Retrotope, Inc.
- Founded: 2006
- Legal status: Clinical stage pharmaceutical company
- Headquarters: Los Altos, CA, United States
- Services: Drug development
- President: Anil Kumar
- Chairman of the Board: Rick Winningham
- Chief scientific officer: Mikhail Shchepinov
- Website: www.retrotope.com

= Retrotope =

American pharmaceutical company

Retrotope, Inc. is a drug development company advancing the idea that polyunsaturated fatty acids (PUFA) drugs fortified with heavy isotopes (reinforced lipids) protect living cells by making bonds within the delicate molecules inside and around cells harder to break. This makes the cells less prone to damage caused by reactive oxygen species (ROS), one of the principal causes of ageing and age-associated diseases. Founded in 2006 by entrepreneurs and scientists with seed funding from private investors, Retrotope is developing a non-antioxidant approach to preventing lipid peroxidation, a detrimental factor in mitochondrial, neuronal, and retinal diseases. The company employs the virtual business model and works in scientific collaboration with more than 80 research groups in universities worldwide.

==Development==

An animated illustration of a chain reaction with slow elements

Retrotope's drug platform, deuterium-stabilized polyunsaturated fatty acids (PUFA), prevents lipid peroxidation damage from propagating, rapidly stopping the toxic chain reaction at its source. Because the fatty acids in mitochondrial and cellular membranes turn over rapidly, the dietary substitution of stabilized fatty acids creates cells fortified against damage due to kinetic isotope effect. 11,11-D2-ethyl linoleate suppresses lipid peroxidation even at relatively low levels of incorporation into membranes. In 2010 Retrotope found that it more than 150 times increases the resistance of the yeast to oxidative stress, later it was shown to be effective in an animal model of Alzheimer's disease. A June 2018 study found that a diet of D-PUFA was shown to significantly decrease F2-isoprostanes (a cerebrospinal fluid found in elevated amounts in Huntington's disease) when fed to one-month old mice over the course of five months. These findings caused discussion in popular science press about the use of deuterated nutrients against ageing, but the most promising direction of further development was toward rare neurodegenerative diseases in which oxidative damage plays a part.

==Clinical trials==

===Friedreich's ataxia===
The first deuterated PUFA made and studied by Retrotope, 11,11-D2-ethyl linoleate, has become the first Retrotope's drug RT001 that was taken into the clinic. It has passed Phase I/II clinical trial for the treatment of Friedreich's ataxia (FA), in which RT001 was shown to be safe, well tolerated and beneficial in terms of improving motor capability in FA patients. However, this preliminary evidence must be interpreted with caution given the limited sample size and the short duration of the study.

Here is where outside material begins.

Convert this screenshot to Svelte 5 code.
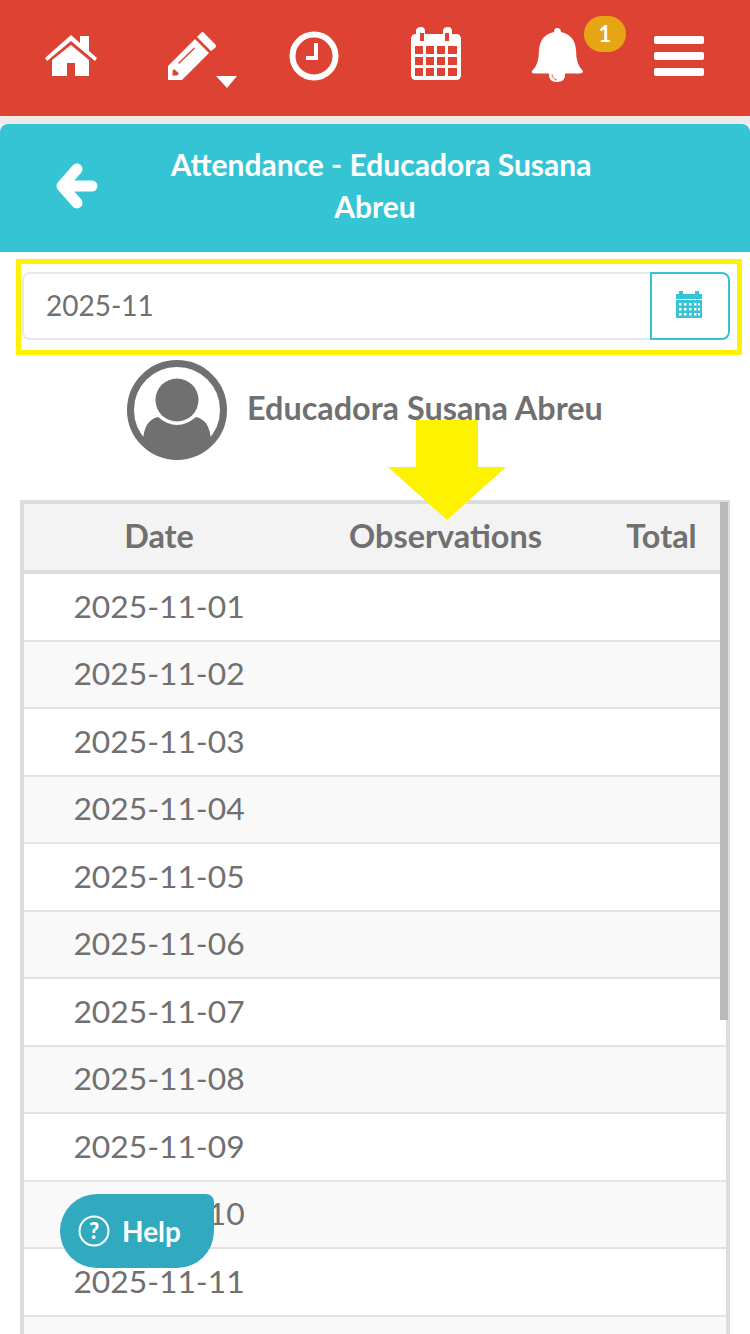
<script>
	const dates = ["01","02","03","04","05","06","07","08","09","10","11","12"].map(d => "2025-11-" + d)
</script>

<div class="page">
	<header class="topbar">
		<a class="nav-item" aria-label="Home">
			<svg viewBox="10 0 122 116"><path d="M71 35 80 43V36H89V51L97 58 95 61 71 41 47 61 45 58ZM71 45 89 60V76H75V63H67V76H52V60Z"/></svg>
		</a>
		<a class="nav-item" aria-label="Records">
			<svg viewBox="132 0 122 116"><path d="M204 33 215 44Q217 46 215 48L211 51 197 37 201 33Q203 31 204 33ZM195 39 209 53 182 80H168V66ZM194 47.500 178 63 179 64 195 48.500ZM174 69 172.500 71V75.500H177L179 73.500Z" fill-rule="evenodd"/><path d="M216 76H237L227 88Z"/></svg>
		</a>
		<a class="nav-item" aria-label="Schedule">
			<svg viewBox="254 0 122 116"><circle cx="314" cy="56" r="21.5" fill="none" stroke="#fff" stroke-width="6"/><path d="M314 43H318V60H306V56H314Z"/></svg>
		</a>
		<a class="nav-item" aria-label="Calendar">
			<svg viewBox="376 0 122 116"><path fill-rule="evenodd" d="M416 34V31Q416 27 421 27 425 27 425 31V34H443V31Q443 27 448 27 452 27 452 31V34H456Q461 34 461 39V75Q461 80 456 80H416Q411 80 411 75V39Q411 34 416 34ZM424 33H420V41H424ZM449 33H445V41H449ZM415 46V54H423V46ZM426 46V54H434V46ZM437 46V54H445V46ZM448 46V54H457V46ZM415 57V65H423V57ZM426 57V65H434V57ZM437 57V65H445V57ZM448 57V65H457V57ZM415 68V76H423V68ZM426 68V76H434V68ZM437 68V76H445V68ZM448 68V76H457V68Z"/></svg>
		</a>
		<a class="nav-item bell" aria-label="Notifications">
			<svg viewBox="498 0 122 116"><path d="M557 28Q561 28 561 32 575 35 576 50 576 65 583 71 583 73 580 73.500H534Q531 73 532 71 539 65 539 50 540 35 554 32 554 28 557 28Z"/><path d="M549 73H565Q566 82 557 82 548 82 549 73Z"/><path d="M552 74Q552 79 557 80" fill="none" stroke="#dd4233" stroke-width="0.800"/></svg>
			<span class="badge">1</span>
		</a>
		<a class="nav-item" aria-label="Menu">
			<span class="burger"><i></i><i></i><i></i></span>
		</a>
	</header>

	<section class="title-bar">
		<a class="back" aria-label="Back">
			<svg viewBox="0 0 44 46" width="44" height="46"><path d="M7 23 22 6M7 23 22 40M7 23H37" fill="none" stroke="#fff" stroke-width="11" stroke-linecap="round" stroke-linejoin="round"/></svg>
		</a>
		<h1>Attendance - Educadora Susana <span>Abreu</span></h1>
	</section>

	<div class="date-frame">
		<div class="date-picker">
			<span class="date-value">2025-11</span>
			<button aria-label="Pick month">
				<svg viewBox="0 0 26 28" width="26" height="28">
					<path d="M0 4H3V1H7V4H19V1H23V4H26V9H0Z" fill="#35c4d4"/>
					<path fill-rule="evenodd" fill="#35c4d4" d="M0 10H26V28H0ZM3 13V15.500H5.500V13ZM8 13V15.500H10.500V13ZM13 13V15.500H15.500V13ZM18 13V15.500H20.500V13ZM22 13V15.500H24V13ZM3 18V20.500H5.500V18ZM8 18V20.500H10.500V18ZM13 18V20.500H15.500V18ZM18 18V20.500H20.500V18ZM22 18V20.500H24V18ZM3 23V25.500H5.500V23ZM8 23V25.500H10.500V23ZM13 23V25.500H15.500V23ZM18 23V25.500H20.500V23ZM22 23V25.500H24V23Z"/>
				</svg>
			</button>
		</div>
	</div>

	<div class="person">
		<svg class="avatar" viewBox="0 0 100 100" width="100" height="100">
			<circle cx="50" cy="50" r="46.500" fill="none" stroke="#707070" stroke-width="7"/>
			<circle cx="50" cy="40" r="21.500" fill="#707070"/>
			<path d="M16 81Q17 60 31 57 50 73 69 57 83 60 84 81A46.500 46.500 0 0 1 16 81Z" fill="#707070"/>
		</svg>
		<span class="person-name">Educadora Susana Abreu</span>
	</div>

	<div class="table-wrap">
		<div class="row head">
			<span>Date</span>
			<span>Observations</span>
			<span>Total</span>
		</div>
		{#each dates as date, i}
			<div class="row" class:odd={i % 2 == 1}>
				<span>{date}</span>
				<span></span>
				<span></span>
			</div>
		{/each}
		<div class="scroll-thumb"></div>
	</div>

	<svg class="big-arrow" viewBox="0 0 118 100" width="118" height="100"><path d="M28 0H90V47H118L59 100 0 47H28Z" fill="#fff200"/></svg>

	<button class="help">
		<svg viewBox="0 0 32 32" width="32" height="32">
			<circle cx="16" cy="16" r="14.500" fill="none" stroke="#fff" stroke-width="2"/>
			<text x="16" y="23.500" text-anchor="middle" class="q">?</text>
		</svg>
		Help
	</button>
</div>

<style>
	:global(body) {
		margin: 0;
		background: #fff;
	}

	.page {
		position: relative;
		width: 750px;
		height: 1334px;
		overflow: hidden;
		font-family: Lato, "Open Sans", sans-serif;
		color: #707070;
	}

	.topbar {
		display: grid;
		grid-template-columns: repeat(6, 122px);
		padding-left: 10px;
		height: 116px;
		background: #dd4233;
		border-bottom: 8px solid #eeeaea;
	}

	.nav-item {
		position: relative;
		display: block;
		height: 116px;
	}

	.nav-item svg {
		display: block;
		width: 122px;
		height: 116px;
		fill: #fff;
	}

	.badge {
		position: absolute;
		left: 86px;
		top: 16px;
		width: 42px;
		height: 36px;
		border-radius: 18px;
		background: #e6a512;
		color: #fff;
		font-size: 22px;
		font-weight: 700;
		line-height: 36px;
		text-align: center;
	}

	.burger {
		display: flex;
		flex-direction: column;
		gap: 8px;
		width: 50px;
		padding: 36px 0 0 34px;
	}

	.burger i {
		display: block;
		height: 8px;
		border-radius: 2px;
		background: #fff;
	}

	.title-bar {
		display: flex;
		align-items: center;
		height: 128px;
		background: #35c4d4;
		border-radius: 8px 8px 0 0;
		padding: 0 0 4px 55px;
		box-sizing: border-box;
	}

	.back {
		display: block;
		width: 44px;
		height: 46px;
	}

	h1 {
		width: 460px;
		margin: 0 0 2px 52px;
		color: #fff;
		font-size: 30px;
		font-weight: 700;
		line-height: 42px;
		text-align: center;
	}

	h1 span {
		padding-right: 12px;
	}

	.date-frame {
		margin: 7px 8px 0 16px;
		height: 96px;
		box-sizing: border-box;
		border: 5px solid #fff200;
		padding: 8px 7px 0 1px;
	}

	.date-picker {
		display: flex;
		height: 68px;
		box-sizing: border-box;
	}

	.date-value {
		flex: 1;
		box-sizing: border-box;
		border: 2px solid #e8e8e8;
		border-right: 0;
		border-radius: 8px 0 0 8px;
		padding-left: 22px;
		font-size: 28px;
		line-height: 62px;
	}

	.date-picker button {
		display: flex;
		align-items: center;
		justify-content: center;
		width: 80px;
		padding: 0 2px 4px 0;
		box-sizing: border-box;
		border: 2px solid #35c4d4;
		border-radius: 0 8px 8px 0;
		background: #fff;
	}

	.person {
		display: flex;
		align-items: center;
		gap: 20px;
		height: 100px;
		padding: 5px 0 0 127px;
		margin-bottom: 40px;
	}

	.avatar {
		display: block;
		flex: none;
	}

	.person-name {
		font-size: 32.400px;
		font-weight: 700;
		white-space: nowrap;
		margin-bottom: 6px;
	}

	.table-wrap {
		position: relative;
		width: 710px;
		margin-left: 20px;
		box-sizing: border-box;
		border: solid #dcdcdc;
		border-width: 4px 4px 0;
	}

	.row {
		display: grid;
		grid-template-columns: 270px 303px 1fr;
		height: 67.5px;
		box-sizing: border-box;
		border-bottom: 2px solid #e2e2e2;
		align-items: center;
		font-size: 31.800px;
		padding-bottom: 2px;
	}

	.row span {
		text-align: center;
	}

	.row.odd {
		background: #f9f9f9;
	}

	.row.head {
		height: 70px;
		background: #f3f3f3;
		border-bottom: 4px solid #dcdcdc;
		font-size: 32.400px;
		font-weight: 700;
		padding-bottom: 4px;
	}

	.scroll-thumb {
		position: absolute;
		right: -2px;
		top: -2px;
		width: 8px;
		height: 518px;
		background: #b9b9b9;
	}

	.big-arrow {
		position: absolute;
		left: 388px;
		top: 420px;
	}

	.help {
		position: absolute;
		left: 60px;
		top: 1194px;
		display: flex;
		align-items: center;
		gap: 12px;
		width: 154px;
		height: 74px;
		padding: 0 0 0 18px;
		border: 0;
		border-radius: 37px 8px 37px 37px;
		background: #31aabf;
		color: #fff;
		font-family: inherit;
		font-size: 28px;
		font-weight: 700;
	}

	.q {
		fill: #fff;
		font-size: 22px;
		font-weight: 900;
		font-family: Lato, sans-serif;
	}
</style>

===Phospholipase 2G6-associated neurodegeneration===
In 2017 FDA granted RT001 orphan drug designation in the treatment of phospholipase 2G6-associated neurodegeneration (PLAN).

===Infantile neuroaxonal dystrophy===
A Phase II open-label clinical study for long-term evaluation of efficacy, safety, tolerability, and pharmacokinetics of RT001 in the treatment of infantile neuroaxonal dystrophy started in the Summer 2018.

==Other clinical use==

===Amyotrophic lateral sclerosis===
After a petition for access filed by investigators at major medical centers, in 2018 RT001 was given to a patient with amyotrophic lateral sclerosis (ALS) under a "compassionate use" scheme sponsored by Retrotope.

===Progressive supranuclear palsy===
In 2020 FDA granted orphan drug designation RT001 for the treatment of patients with progressive supranuclear palsy (PSP). PSP is a disease involving modification and dysfunction of tau protein; RT001's mechanism of action both lowers lipid peroxidation and prevents mitochondrial cell death of neurons which is associated with disease onset and progression.